The time for industrial unions may have been in the decades that Reich would like to recreate, but our economy is different today. He argues that if we just extended unions to the service sector that we would be in better shape. That is just plain silly. Many service industries have consistently rejected attempts to organize them. Reich and his crowd say it is intimidation by the "bosses", in reality times are different and many workers understood what I did when I was first working. My first job was as a dishwasher. I found a job at a fast food place that was unionized and thought wow my wage will increase from $1 an hour to $1.25. At the end of the summer the net cost of joining the union cost me 27¢ per hour. In my senior year in high school I tried a union gig for a bluegrass band I was working in. While their scale was higher than I was being paid it had two defects - a representation fee and a "drumstick man" who was some out of work musician who went out on our gig and collected a fifth of our pay for picking up our drumsticks (we were a bluegrass band so that was a bit odd). Unions have done some good for some workers but they have also clogged up the wheels of commerce. Going back to a third of the workforce in unions is not a solution. If the efficacy of unions were really true then the wages of public workers would be coming up and the public economy would be more efficient. Neither is true.

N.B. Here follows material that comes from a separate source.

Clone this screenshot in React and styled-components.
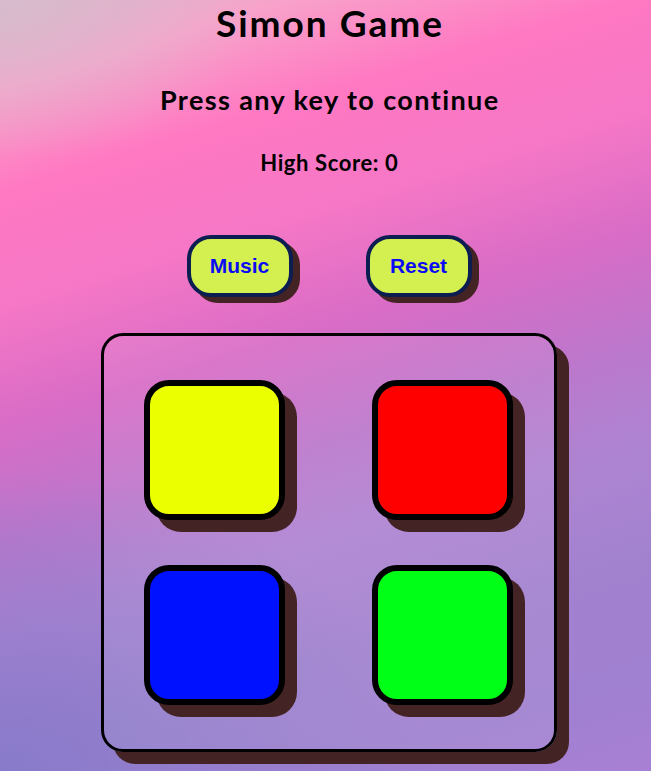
import React from "react";
import styled, { createGlobalStyle } from "styled-components";

const GlobalStyle = createGlobalStyle`
  html, body {
    margin: 0;
    padding: 0;
    min-height: 100%;
  }
  body {
    font-family: Lato, "Open Sans", sans-serif;
    background:
      radial-gradient(ellipse 420px 300px at 0% 100%, rgba(128, 120, 200, 0.75), rgba(128, 120, 200, 0) 100%),
      radial-gradient(ellipse 260px 160px at 0% 0%, rgba(214, 190, 206, 0.8), rgba(214, 190, 206, 0) 100%),
      linear-gradient(163deg,
        #dab4ca 0%,
        #f8a2ca 9%,
        #ff78c2 20%,
        #f577c6 32%,
        #d86cc6 44%,
        #bb78cc 56%,
        #ae84d2 66%,
        #a282cf 78%,
        #a080d0 90%,
        #a880d4 100%);
    background-attachment: fixed;
    min-height: 771px;
    overflow: hidden;
  }
`;

const Page = styled.main`
  display: flex;
  flex-direction: column;
  align-items: center;
  padding-left: 7px;
`;

const Heading = styled.h1`
  margin: ${(p) => p.$top}px 0 0;
  padding-left: ${(p) => p.$spacing}px;
  font-size: ${(p) => p.$size}px;
  line-height: ${(p) => p.$line}px;
  letter-spacing: ${(p) => p.$spacing}px;
  font-weight: 700;
  color: #000;
`;

const Controls = styled.div`
  display: flex;
  gap: 73px;
  margin-top: 59px;
`;

const ControlButton = styled.button`
  box-sizing: border-box;
  width: 106px;
  height: 62px;
  border: 4px solid #0b1d51;
  border-radius: 24px;
  background: #d4ef50;
  box-shadow: 7px 6px 0 #432323;
  color: #0a0af5;
  font-family: "Liberation Sans", Arial, sans-serif;
  font-weight: 700;
  font-size: 21px;
  cursor: pointer;
  padding: 0;
`;

const Board = styled.div`
  box-sizing: border-box;
  width: 456px;
  margin-top: 36px;
  display: grid;
  grid-template-columns: repeat(2, 141px);
  grid-auto-rows: 140px;
  column-gap: 87px;
  row-gap: 45px;
  padding: 44px 41px 44px 40px;
  border: 3px solid #000;
  border-radius: 22px;
  background: rgba(255, 255, 255, 0.07);
  box-shadow: 12px 12px 0 #432323;
`;

const Tile = styled.div`
  box-sizing: border-box;
  border: 6px solid #000;
  border-radius: 25px;
  background: ${(p) => p.$color};
  box-shadow: 12px 12px 0 #432323;
  cursor: pointer;
`;

const colors = ["#ebff00", "#ff0000", "#0011ff", "#00ff17"];

export default function App() {
  return (
    <>
      <GlobalStyle />
      <Page>
        <Heading $top={1} $size={37} $line={44} $spacing={2}>
          Simon Game
        </Heading>
        <Heading as="h2" $top={39} $size={27} $line={32} $spacing={1.4}>
          Press any key to continue
        </Heading>
        <Heading as="h3" $top={32.5} $size={22} $line={27} $spacing={0.6}>
          High Score: 0
        </Heading>
        <Controls>
          <ControlButton>Music</ControlButton>
          <ControlButton>Reset</ControlButton>
        </Controls>
        <Board>
          {colors.map((c) => (
            <Tile key={c} $color={c} />
          ))}
        </Board>
      </Page>
    </>
  );
}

Then the program presented Fred Smith. He discussed FedEx's current situation. Business for them is down. He made some thoughtful comments about the Stimulus package just adopted (it could have been shaped better into more productive investments and less blatant spending) but he thinks we might be coming out of this downturn in the summer. He looked at the downturn from a number of views including that the spike in gas prices led to some decline in the mortgage market (with some homeowners choosing between mortgage and gas payments). That is not all of it, but it could have been a precipitating event.
Reich is at Berkeley now after stints at a number of universities, at least one of which where he was denied tenure. I wonder why he is sought out for his opinions. On the other hand Smith was worth listening to - I would have liked to hear more.